If it was and you fixed it, you may need to force an immediate check to reset this
Re: Nagios UI is saying something is down when it is not
Posted: Mon Mar 16, 2020 11:09 am
by Alan
So I looked at the date and time on the CentOS server and it is showing correct. I put a screen shot of the time and this is what is shows when SSH into the server:
Code: Select all
[alan@Svr-Monitor ~]$ date
Mon Mar 16 09:03:39 PDT 2020
[alan@Svr-Monitor ~]$
How do I force an immediate check to reset it?
Re: Nagios UI is saying something is down when it is not
Posted: Mon Mar 16, 2020 11:15 am
by Alan
I did look at a server that shows up and the date is at least in 2020. I checked all three devices that say down and all of them have the date Last State Change: 06-05-2031 19:19:20
I also look at several other devices that are up and they have the date Last State Change: 03-02-2020 09:31:29. Not sure why those three have that weird date.
Re: Nagios UI is saying something is down when it is not
Posted: Mon Mar 16, 2020 3:26 pm
by scottwilkerson
Can you go to each of these and under the "Commands" box click "Re-schedule the next check of this host"
Then Click "Commit"
Re: Nagios UI is saying something is down when it is not
Posted: Tue Mar 17, 2020 1:33 pm
by Alan
I apologize but I have not been able to find where that is. Is this in the Nagios UI?
Re: Nagios UI is saying something is down when it is not
Posted: Tue Mar 17, 2020 1:41 pm
by scottwilkerson
Alan wrote:I apologize but I have not been able to find where that is. Is this in the Nagios UI?

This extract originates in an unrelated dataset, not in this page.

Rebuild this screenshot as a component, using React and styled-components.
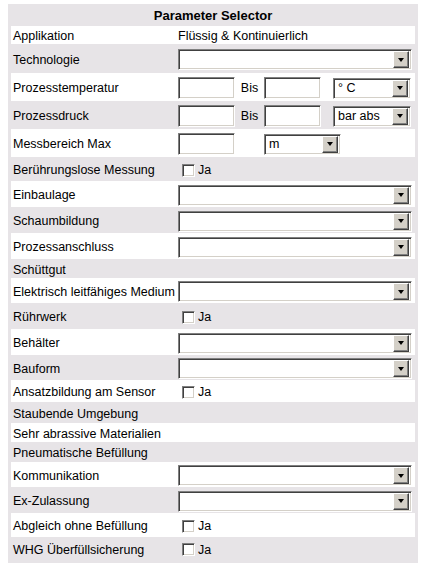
import React from "react";
import styled, { createGlobalStyle } from "styled-components";

const GlobalStyle = createGlobalStyle`
  body {
    margin: 4px 8px;
    background: #fff;
    font-family: "Liberation Sans", Arial, sans-serif;
    color: #000;
  }
`;

const sunken = `
  box-sizing: border-box;
  border-style: solid;
  border-width: 1px;
  border-color: #808080 #fff #fff #808080;
  box-shadow: inset 1px 1px 0 #404040, inset -1px -1px 0 #d4d0c8;
  background: #fff;
`;

const Panel = styled.div`
  width: 410px;
  box-sizing: border-box;
  background: #e7e4e7;
  padding: 0 3px 3px;
`;

const Title = styled.div`
  height: 22px;
  display: flex;
  align-items: center;
  justify-content: center;
  font-size: 13px;
  font-weight: bold;
`;

const Row = styled.div`
  display: grid;
  grid-template-columns: 167px 1fr;
  align-items: center;
  box-sizing: border-box;
  height: ${(p) => p.$h}px;
  padding-top: 2px;
  background: ${(p) => (p.$white ? "#fff" : "transparent")};
  font-size: 12.5px;
`;

const Label = styled.div`
  padding-left: 2px;
  white-space: nowrap;
`;

const Controls = styled.div`
  display: flex;
  align-items: center;
  white-space: nowrap;
`;

const Field = styled.input`
  ${sunken}
  width: 57px;
  height: 22px;
  margin: 0;
  padding: 0 3px;
  font: inherit;
  outline: none;
`;

const BisCell = styled.span`
  width: 29px;
  text-align: center;
`;

const Dropdown = styled.div`
  ${sunken}
  display: flex;
  align-items: center;
  width: ${(p) => p.$w}px;
  height: 21px;
  padding: 0 2px 0 4px;
  margin-left: ${(p) => p.$gap || 0}px;
`;

const ArrowButton = styled.span`
  margin-left: auto;
  width: 16px;
  height: 17px;
  box-sizing: border-box;
  background: #d4d0c8;
  border: 1px solid;
  border-color: #fff #404040 #404040 #fff;
  box-shadow: inset -1px -1px 0 #808080;
  display: flex;
  align-items: center;
  justify-content: center;
`;

const Triangle = styled.span`
  width: 0;
  height: 0;
  border-left: 3.5px solid transparent;
  border-right: 3.5px solid transparent;
  border-top: 4px solid #000;
`;

const CheckBox = styled.span`
  ${sunken}
  width: 13px;
  height: 13px;
  margin: 0 3px 0 4px;
`;

const rows = [
  { label: "Applikation", h: 18, kind: "text", value: "Flüssig & Kontinuierlich" },
  { label: "Technologie", h: 29, kind: "select" },
  { label: "Prozesstemperatur", h: 28, kind: "range", unit: "° C" },
  { label: "Prozessdruck", h: 28, kind: "range", unit: "bar abs" },
  { label: "Messbereich Max", h: 28, kind: "max", unit: "m" },
  { label: "Berührungslose Messung", h: 24, kind: "check" },
  { label: "Einbaulage", h: 26, kind: "select" },
  { label: "Schaumbildung", h: 26, kind: "select" },
  { label: "Prozessanschluss", h: 26, kind: "select" },
  { label: "Schüttgut", h: 19 },
  { label: "Elektrisch leitfähiges Medium", h: 25, kind: "select" },
  { label: "Rührwerk", h: 26, kind: "check" },
  { label: "Behälter", h: 26, kind: "select" },
  { label: "Bauform", h: 25, kind: "select" },
  { label: "Ansatzbildung am Sensor", h: 22, kind: "check" },
  { label: "Staubende Umgebung", h: 21 },
  { label: "Sehr abrassive Materialien", h: 19 },
  { label: "Pneumatische Befüllung", h: 20 },
  { label: "Kommunikation", h: 25, kind: "select" },
  { label: "Ex-Zulassung", h: 26, kind: "select" },
  { label: "Abgleich ohne Befüllung", h: 24, kind: "check" },
  { label: "WHG Überfüllsicherung", h: 23, kind: "check" },
];

const Select = ({ width, value, gap }) => (
  <Dropdown $w={width} $gap={gap}>
    {value}
    <ArrowButton>
      <Triangle />
    </ArrowButton>
  </Dropdown>
);

const renderControl = (row) => {
  switch (row.kind) {
    case "text":
      return row.value;
    case "select":
      return <Select width={234} />;
    case "range":
      return (
        <>
          <Field type="text" />
          <BisCell>Bis</BisCell>
          <Field type="text" />
          <Select width={78} gap={12} value={row.unit} />
        </>
      );
    case "max":
      return (
        <>
          <Field type="text" />
          <BisCell />
          <Select width={77} value={row.unit} />
        </>
      );
    case "check":
      return (
        <>
          <CheckBox />
          Ja
        </>
      );
    default:
      return null;
  }
};

const App = () => (
  <>
    <GlobalStyle />
    <Panel>
      <Title>Parameter Selector</Title>
      {rows.map((row, i) => (
        <Row key={row.label} $h={row.h} $white={i % 2 === 0}>
          <Label>{row.label}</Label>
          <Controls>{renderControl(row)}</Controls>
        </Row>
      ))}
    </Panel>
  </>
);

export default App;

Yes in your user added to these lines in the cgi.cfg?
Code: Select all
authorized_for_all_host_commands=
authorized_for_all_hosts=
authorized_for_all_service_commands=
authorized_for_all_services=
authorized_for_configuration_information=
authorized_for_system_commands=
authorized_for_system_information=
Re: Nagios UI is saying something is down when it is not
Posted: Tue Mar 17, 2020 4:48 pm
by Alan
I do have the username added to all of these in the cgi.cfg file. It is just the nagiosadmin user.